Korean auteur Park Chan-wook’s 2016 masterpiece “The Handmaiden” uses every stereotype of sexually fluid female killers to craft one of the most unexpected lesbian romance-horrors ever made. In the film, which stars Kim Min-hee and Kim Tae-ri as a solitary, tortured heiress and a presumably self-sufficient thief, the betrayals go so deep that they no longer feel like betrayals by the end. And while the film’s multiple victims don’t die by either of the women’s hands, the lovers ensure they’re disposed of in a gruesome fashion.

Izumi Hideko and Nam Sook-hee in "The Handmaiden."
Izumi Hideko and Nam Sook-hee in "The Handmaiden."Courtesy Magnolia Pictures via YouTube

Though the murderous sapphic may be undergoing a slow reinvention — with the help of foreign, female and queer directors — the more damaging trappings of the trope are alive and well in horror, which continues its tenuous relationship with queer characters.

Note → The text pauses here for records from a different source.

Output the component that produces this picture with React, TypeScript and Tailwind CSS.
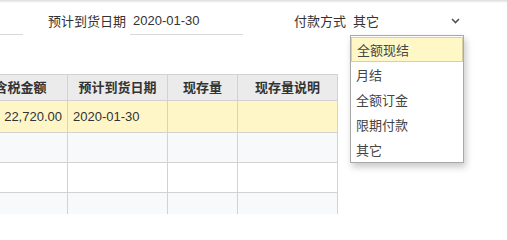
import React from "react";

const font = { fontFamily: '"Liberation Sans", "Noto Sans CJK SC", sans-serif' };

export default function App() {
  const options = ["全额现结", "月结", "全额订金", "限期付款", "其它"];
  const rowBg = ["bg-[#fff6c8]", "bg-[#f8f9fb]", "bg-white", "bg-[#f8f9fb]"];
  const rowH = ["h-[32px]", "h-[30px]", "h-[30px]", "h-[30px]"];
  return (
    <div className="relative w-[507px] h-[214px] overflow-hidden bg-white text-[#333]" style={font}>
      <div className="h-[3px] bg-gradient-to-b from-[#dcdcdc] to-white" />
      <div className="flex items-end h-[32px] text-[13px] leading-[16px]">
        <div className="w-[23px] h-full border-b border-[#d9d9d9]" />
        <div className="ml-[25px] w-[82px] pb-[5px] whitespace-nowrap">预计到货日期</div>
        <div className="w-[113px] h-full flex items-end pb-[5px] pl-[3px] border-b border-[#d9d9d9]">2020-01-30</div>
        <div className="ml-[51px] w-[56px] pb-[5px] whitespace-nowrap">付款方式</div>
        <div className="relative w-[114px] h-full flex items-end pb-[5px] pl-[3px]">
          其它
          <svg className="absolute right-[4px] top-[15px]" width="9" height="6" viewBox="0 0 9 6">
            <path d="M1 1 L4.5 4.5 L8 1" fill="none" stroke="#555" strokeWidth="1.6" />
          </svg>
        </div>
      </div>
      <div className="mt-[39px] -ml-[26px] w-[364px] text-[13px]">
        <div className="grid grid-cols-[94px_100px_70px_100px] h-[27px] bg-[#ebebeb] border-t border-b border-[#d2d2d2] font-bold">
          {["含税金额", "预计到货日期", "现存量", "现存量说明"].map((h) => (
            <div key={h} className="flex items-center justify-center border-r border-[#d2d2d2]">{h}</div>
          ))}
        </div>
        {rowBg.map((bg, i) => (
          <div key={i} className={`grid grid-cols-[94px_100px_70px_100px] ${rowH[i]} ${bg} border-b border-[#d2d2d2]`}>
            <div className="flex items-center justify-end pr-[5px] border-r border-[#d2d2d2]">{i === 0 ? "22,720.00" : ""}</div>
            <div className="flex items-center pl-[5px] border-r border-[#d2d2d2]">{i === 0 ? "2020-01-30" : ""}</div>
            <div className="border-r border-[#d2d2d2]" />
            <div className="border-r border-[#d2d2d2]" />
          </div>
        ))}
      </div>
      <div className="absolute left-[350px] top-[35px] w-[114px] h-[128px] bg-white border border-[#a9a9a9] pt-[1px] shadow-[2px_4px_7px_rgba(0,0,0,0.22)] text-[13px] text-[#444]">
        {options.map((o, i) => (
          <div
            key={o}
            className={`h-[25px] flex items-center pl-[5px] pt-[2px] ${i === 0 ? "bg-[#fff8c6] border border-[#d6d0a8] pl-[4px]" : ""}`}
          >
            {o}
          </div>
        ))}
      </div>
    </div>
  );
}
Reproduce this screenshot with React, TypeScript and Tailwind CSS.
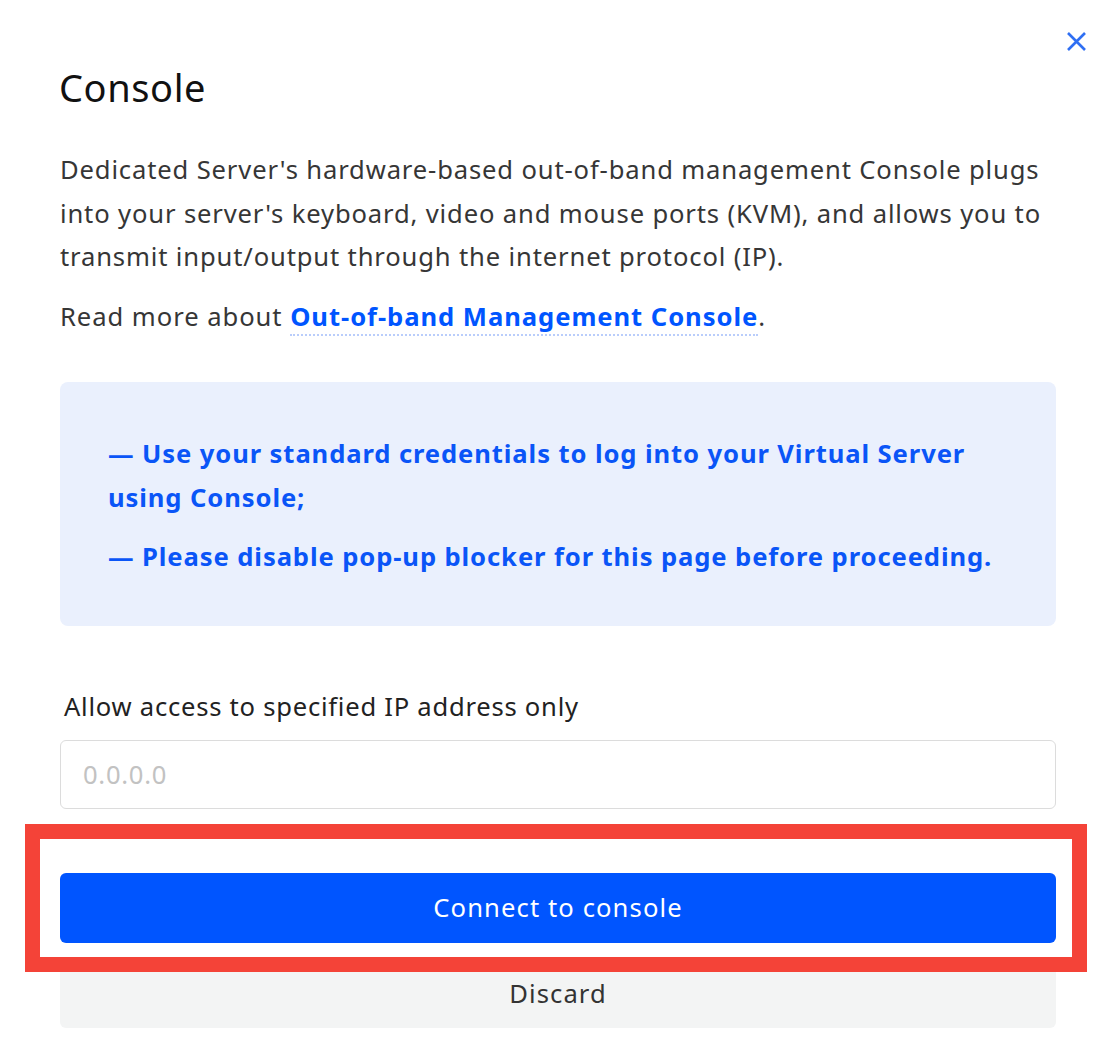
import React from "react";

export default function App() {
  const font = { fontFamily: '"Noto Sans", "Open Sans", sans-serif' };
  return (
    <div className="relative w-[1113px] h-[1063px] bg-white overflow-hidden" style={font}>
      <button className="absolute left-[1064px] top-[29px] w-[24px] h-[24px] flex items-center justify-center">
        <svg width="21" height="21" viewBox="0 0 21 21" fill="none">
          <path d="M2 2L19 19M19 2L2 19" stroke="#2f6ff3" strokeWidth="2.6" strokeLinecap="butt" />
        </svg>
      </button>

      <div className="pl-[60px] pr-[57px] pt-[64px] flex flex-col">
        <h2 className="text-[38px] leading-[46px] text-[#111111] font-normal tracking-[0.6px] -ml-[1px]">Console</h2>

        <p className="mt-[38px] text-[25.6px] leading-[43.5px] text-[#363636] tracking-[0.85px]">
          Dedicated Server's hardware-based out-of-band management Console plugs into your server's keyboard, video and mouse ports (KVM), and allows you to transmit input/output through the internet protocol (IP).
        </p>
        <p className="mt-[16px] text-[25.6px] leading-[43.5px] text-[#363636] tracking-[0.95px]">
          Read more about{" "}
          <a className="font-bold text-[#0055ff] border-b-2 border-dotted border-[#b9cdfb]">
            Out-of-band Management Console
          </a>
          .
        </p>

        <div className="mt-[44px] rounded-[8px] bg-[#eaf0fd] pl-[48px] pr-[40px] pt-[50px] pb-[47px] text-[25.6px] leading-[43.5px] font-bold text-[#0a55f7] tracking-[0.9px]">
          <p>— Use your standard credentials to log into your Virtual Server using Console;</p>
          <p className="mt-[16px]">— Please disable pop-up blocker for this page before proceeding.</p>
        </div>

        <label className="mt-[59px] pl-[4px] text-[25.6px] leading-[43.5px] text-[#222222] tracking-[0.75px]">
          Allow access to specified IP address only
        </label>
        <input
          className="mt-[12px] h-[69px] w-full rounded-[6px] border border-[#dcdcdc] px-[22px] text-[25.6px] tracking-[0.7px] text-[#333] placeholder:text-[#c2c2c2] outline-none"
          placeholder="0.0.0.0"
          style={font}
        />

        <div className="relative mt-[64px]">
          <button className="w-full h-[70px] rounded-[6px] bg-[#0055ff] text-white text-[25.6px] tracking-[1.1px]" style={font}>
            Connect to console
          </button>
          <div className="absolute left-[-35px] top-[-49px] right-[-31px] bottom-[-29px] border-[15px] border-[#f44338] pointer-events-none z-10" />
        </div>
        <button className="mt-[15px] w-full h-[70px] rounded-[6px] bg-[#f3f4f4] text-[#333333] text-[25.6px] tracking-[1.1px] pt-[2px]" style={font}>
          Discard
        </button>
      </div>
    </div>
  );
}
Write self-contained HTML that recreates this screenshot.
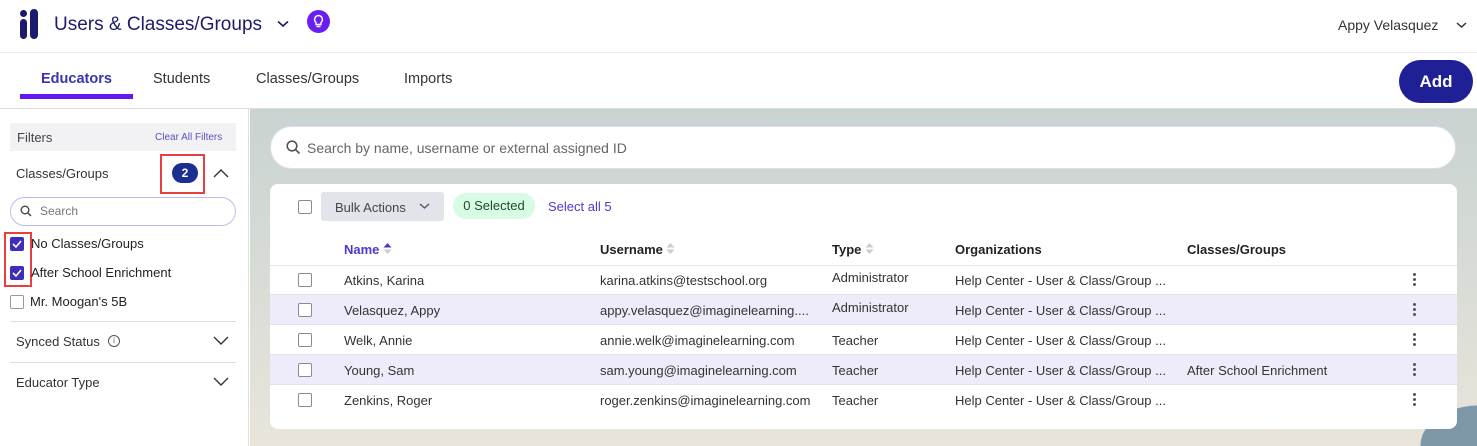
<!DOCTYPE html>
<html style="width:1477px;height:446px;overflow:hidden"><head><style>
*{box-sizing:border-box;margin:0;padding:0}
body{width:1477px;height:446px;overflow:hidden;font-family:"Liberation Sans",sans-serif;background:#fff;position:relative;color:#222}
.a{position:absolute;white-space:nowrap}
.cb{position:absolute;width:14px;height:14px;border:1.5px solid #8a8a95;border-radius:2px;background:#fff}
.cbc{position:absolute;width:14px;height:14px;border-radius:2px;background:#3d2db8}
.row{position:absolute;left:0;width:1187px;height:30px;border-bottom:1px solid #e2e2e8;font-size:13px;color:#333}
.row span{position:absolute;top:8px}
.alt{background:#eeecfa}
.dots{position:absolute;left:1143px;top:8px;width:3px}
.dots i{display:block;width:3px;height:3px;background:#555;border-radius:50%;margin-bottom:2px}
</style></head><body>
<div class="a" style="left:20px;top:10px;width:7px;height:7px;border-radius:50%;background:#1a1a6e"></div>
<div class="a" style="left:20px;top:19px;width:7px;height:20px;border-radius:4px;background:#1a1a6e"></div>
<div class="a" style="left:30px;top:9px;width:8px;height:30px;border-radius:4px;background:#1a1a6e"></div>
<div class="a" style="left:54px;top:14px;font-size:19px;color:#1c1c6b">Users &amp; Classes/Groups</div>
<svg class="a" style="left:277px;top:20px" width="12" height="8"><path d="M1 1.5l5 4.5 5-4.5" stroke="#1c1c6b" stroke-width="1.6" fill="none"/></svg>
<div class="a" style="left:307px;top:10px;width:23px;height:23px;border-radius:50%;background:#6a1ef0"></div>
<svg class="a" style="left:312px;top:14px" width="13" height="15"><path d="M6.5 1.5a4 4 0 0 0-2.5 7v2h5v-2a4 4 0 0 0-2.5-7zM4.5 12.5h4" stroke="#fff" stroke-width="1.4" fill="none"/></svg>
<div class="a" style="left:1338px;top:17px;font-size:14px;color:#333">Appy Velasquez</div>
<svg class="a" style="left:1456px;top:22px" width="11" height="7"><path d="M1 1l4.5 4 4.5-4" stroke="#333" stroke-width="1.5" fill="none"/></svg>
<div class="a" style="left:0;top:52px;width:1477px;height:1px;background:#ececec"></div>
<div class="a" style="left:41px;top:71px;font-size:14.5px;color:#3d33b0;font-weight:bold">Educators</div>
<div class="a" style="left:153px;top:71px;font-size:14.5px;color:#333">Students</div>
<div class="a" style="left:256px;top:71px;font-size:14.5px;color:#333">Classes/Groups</div>
<div class="a" style="left:404px;top:71px;font-size:14.5px;color:#333">Imports</div>
<div class="a" style="left:20px;top:94px;width:113px;height:5px;background:#6319f2"></div>
<div class="a" style="left:1399px;top:60px;width:74px;height:43px;border-radius:22px;background:#1f1f96;color:#fff;font-weight:bold;font-size:17px;text-align:center;line-height:43px">Add</div>
<div class="a" style="left:0;top:108px;width:1477px;height:1px;background:#ddd"></div>
<div class="a" style="left:0;top:109px;width:249px;height:337px;background:#fff;border-right:1px solid #e0e0e0"></div>
<div class="a" style="left:10px;top:123px;width:226px;height:28px;background:#f2f2f4"></div>
<div class="a" style="left:17px;top:130px;font-size:13px;color:#444">Filters</div>
<div class="a" style="left:155px;top:132px;font-size:10px;color:#5a52c0">Clear All Filters</div>
<div class="a" style="left:16px;top:166px;font-size:13px;color:#333">Classes/Groups</div>
<div class="a" style="left:160px;top:154px;width:45px;height:40px;border:2px solid #e84040"></div>
<div class="a" style="left:172px;top:163px;width:26px;height:20px;border-radius:10px;background:#1a2f8f;color:#fff;font-size:12px;font-weight:bold;text-align:center;line-height:20px">2</div>
<svg class="a" style="left:213px;top:168px" width="16" height="10"><path d="M1 9l7-7 7 7" stroke="#333" stroke-width="1.4" fill="none"/></svg>
<div class="a" style="left:10px;top:197px;width:226px;height:29px;border:1px solid #b8bff0;border-radius:15px"></div>
<svg class="a" style="left:20px;top:205px" width="12" height="12"><circle cx="5" cy="5" r="3.8" stroke="#444" stroke-width="1.4" fill="none"/><path d="M8 8l3 3" stroke="#444" stroke-width="1.4"/></svg>
<div class="a" style="left:40px;top:204px;font-size:12px;color:#777">Search</div>
<div class="a" style="left:4px;top:232px;width:28px;height:55px;border:2px solid #e84040"></div>
<div class="cbc" style="left:10px;top:237px"></div><svg class="a" style="left:12px;top:240px" width="10" height="8"><path d="M1 4l3 3 5-6" stroke="#fff" stroke-width="1.6" fill="none"/></svg>
<div class="cbc" style="left:10px;top:266px"></div><svg class="a" style="left:12px;top:269px" width="10" height="8"><path d="M1 4l3 3 5-6" stroke="#fff" stroke-width="1.6" fill="none"/></svg>
<div class="cb" style="left:10px;top:295px;border-color:#999"></div>
<div class="a" style="left:31px;top:236px;font-size:13px;color:#222">No Classes/Groups</div>
<div class="a" style="left:31px;top:265px;font-size:13px;color:#222">After School Enrichment</div>
<div class="a" style="left:30px;top:294px;font-size:13px;color:#222">Mr. Moogan's 5B</div>
<div class="a" style="left:10px;top:321px;width:226px;height:1px;background:#ddd"></div>
<div class="a" style="left:16px;top:334px;font-size:13px;color:#333">Synced Status</div>
<div class="a" style="left:108px;top:335px;width:12px;height:12px;border:1px solid #555;border-radius:50%;font-size:8px;text-align:center;line-height:10px;color:#555">i</div>
<svg class="a" style="left:213px;top:336px" width="16" height="10"><path d="M1 1l7 7 7-7" stroke="#333" stroke-width="1.4" fill="none"/></svg>
<div class="a" style="left:10px;top:362px;width:226px;height:1px;background:#ddd"></div>
<div class="a" style="left:16px;top:375px;font-size:13px;color:#333">Educator Type</div>
<svg class="a" style="left:213px;top:377px" width="16" height="10"><path d="M1 1l7 7 7-7" stroke="#333" stroke-width="1.4" fill="none"/></svg>
<div class="a" style="left:250px;top:109px;width:1227px;height:337px;background:radial-gradient(ellipse 60px 40px at 1230px 336px,#7d97a8 98%,transparent 100%),linear-gradient(180deg,#c9d3d1 0%,#d8dcd6 50%,#e9e5da 100%)"></div>
<div class="a" style="left:270px;top:126px;width:1186px;height:43px;border-radius:22px;background:#fff;border:1px solid #dde"></div>
<svg class="a" style="left:286px;top:140px" width="15" height="15"><circle cx="6" cy="6" r="4.8" stroke="#555" stroke-width="1.6" fill="none"/><path d="M9.5 9.5l4 4" stroke="#555" stroke-width="1.6"/></svg>
<div class="a" style="left:307px;top:140px;font-size:14px;color:#666">Search by name, username or external assigned ID</div>
<div class="a" style="left:270px;top:184px;width:1187px;height:245px;background:#fff;border-radius:8px">
 <div class="cb" style="left:28px;top:16px"></div>
 <div class="a" style="left:51px;top:8px;width:123px;height:29px;background:#e1e4e8;border-radius:3px;font-size:13px;color:#444;padding:8px 0 0 14px">Bulk Actions</div>
 <svg class="a" style="left:149px;top:19px" width="11" height="7"><path d="M1 1l4.5 4 4.5-4" stroke="#555" stroke-width="1.4" fill="none"/></svg>
 <div class="a" style="left:183px;top:9px;width:82px;height:26px;background:#d7fbe3;border-radius:13px;font-size:13px;color:#1d4d2a;text-align:center;line-height:26px">0 Selected</div>
 <div class="a" style="left:278px;top:15px;font-size:13px;color:#4a3ad0">Select all 5</div>
 <div class="a" style="left:74px;top:58px;font-size:13px;color:#4a3ad0;font-weight:bold">Name</div>
 <svg class="a" style="left:113px;top:58px" width="9" height="13"><path d="M0.5 5.5L4.5 1l4 4.5z" fill="#4a3ad0"/><path d="M0.5 7.5L4.5 12l4-4.5z" fill="#ccc"/></svg>
 <div class="a" style="left:330px;top:58px;font-size:13px;color:#222;font-weight:bold">Username</div>
 <svg class="a" style="left:396px;top:58px" width="9" height="13"><path d="M0.5 5.5L4.5 1l4 4.5zM0.5 7.5L4.5 12l4-4.5z" fill="#ccc"/></svg>
 <div class="a" style="left:562px;top:58px;font-size:13px;color:#222;font-weight:bold">Type</div>
 <svg class="a" style="left:595px;top:58px" width="9" height="13"><path d="M0.5 5.5L4.5 1l4 4.5zM0.5 7.5L4.5 12l4-4.5z" fill="#ccc"/></svg>
 <div class="a" style="left:685px;top:58px;font-size:13px;color:#222;font-weight:bold">Organizations</div>
 <div class="a" style="left:917px;top:58px;font-size:13px;color:#222;font-weight:bold">Classes/Groups</div>
 <div class="a" style="left:0;top:81px;width:1187px;height:1px;background:#e6e6ea"></div>
 <div class="row" style="top:81px"><div class="cb" style="left:28px;top:8px"></div><span style="left:74px">Atkins, Karina</span><span style="left:330px">karina.atkins@testschool.org</span><span style="left:562px;top:5px">Administrator</span><span style="left:685px">Help Center - User &amp; Class/Group ...</span><div class="dots"><i></i><i></i><i></i></div></div>
 <div class="row alt" style="top:111px"><div class="cb" style="left:28px;top:8px"></div><span style="left:74px">Velasquez, Appy</span><span style="left:330px">appy.velasquez@imaginelearning....</span><span style="left:562px;top:5px">Administrator</span><span style="left:685px">Help Center - User &amp; Class/Group ...</span><div class="dots"><i></i><i></i><i></i></div></div>
 <div class="row" style="top:141px"><div class="cb" style="left:28px;top:8px"></div><span style="left:74px">Welk, Annie</span><span style="left:330px">annie.welk@imaginelearning.com</span><span style="left:562px">Teacher</span><span style="left:685px">Help Center - User &amp; Class/Group ...</span><div class="dots"><i></i><i></i><i></i></div></div>
 <div class="row alt" style="top:171px"><div class="cb" style="left:28px;top:8px"></div><span style="left:74px">Young, Sam</span><span style="left:330px">sam.young@imaginelearning.com</span><span style="left:562px">Teacher</span><span style="left:685px">Help Center - User &amp; Class/Group ...</span><span style="left:917px">After School Enrichment</span><div class="dots"><i></i><i></i><i></i></div></div>
 <div class="row" style="top:201px;border-bottom:none"><div class="cb" style="left:28px;top:8px"></div><span style="left:74px">Zenkins, Roger</span><span style="left:330px">roger.zenkins@imaginelearning.com</span><span style="left:562px">Teacher</span><span style="left:685px">Help Center - User &amp; Class/Group ...</span><div class="dots"><i></i><i></i><i></i></div></div>
</div>
</body></html>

“We almost always see queer characters die, unless they are the killer and somehow they get away with it,” Ka said. “It gets old seeing queer characters on screen get punished or killed off more often than not. Call me an optimist, but I’d like to see a version of ‘Jennifer’s Body’ or ‘Basic Instinct’ where the women get to stay alive and continue wreaking havoc.”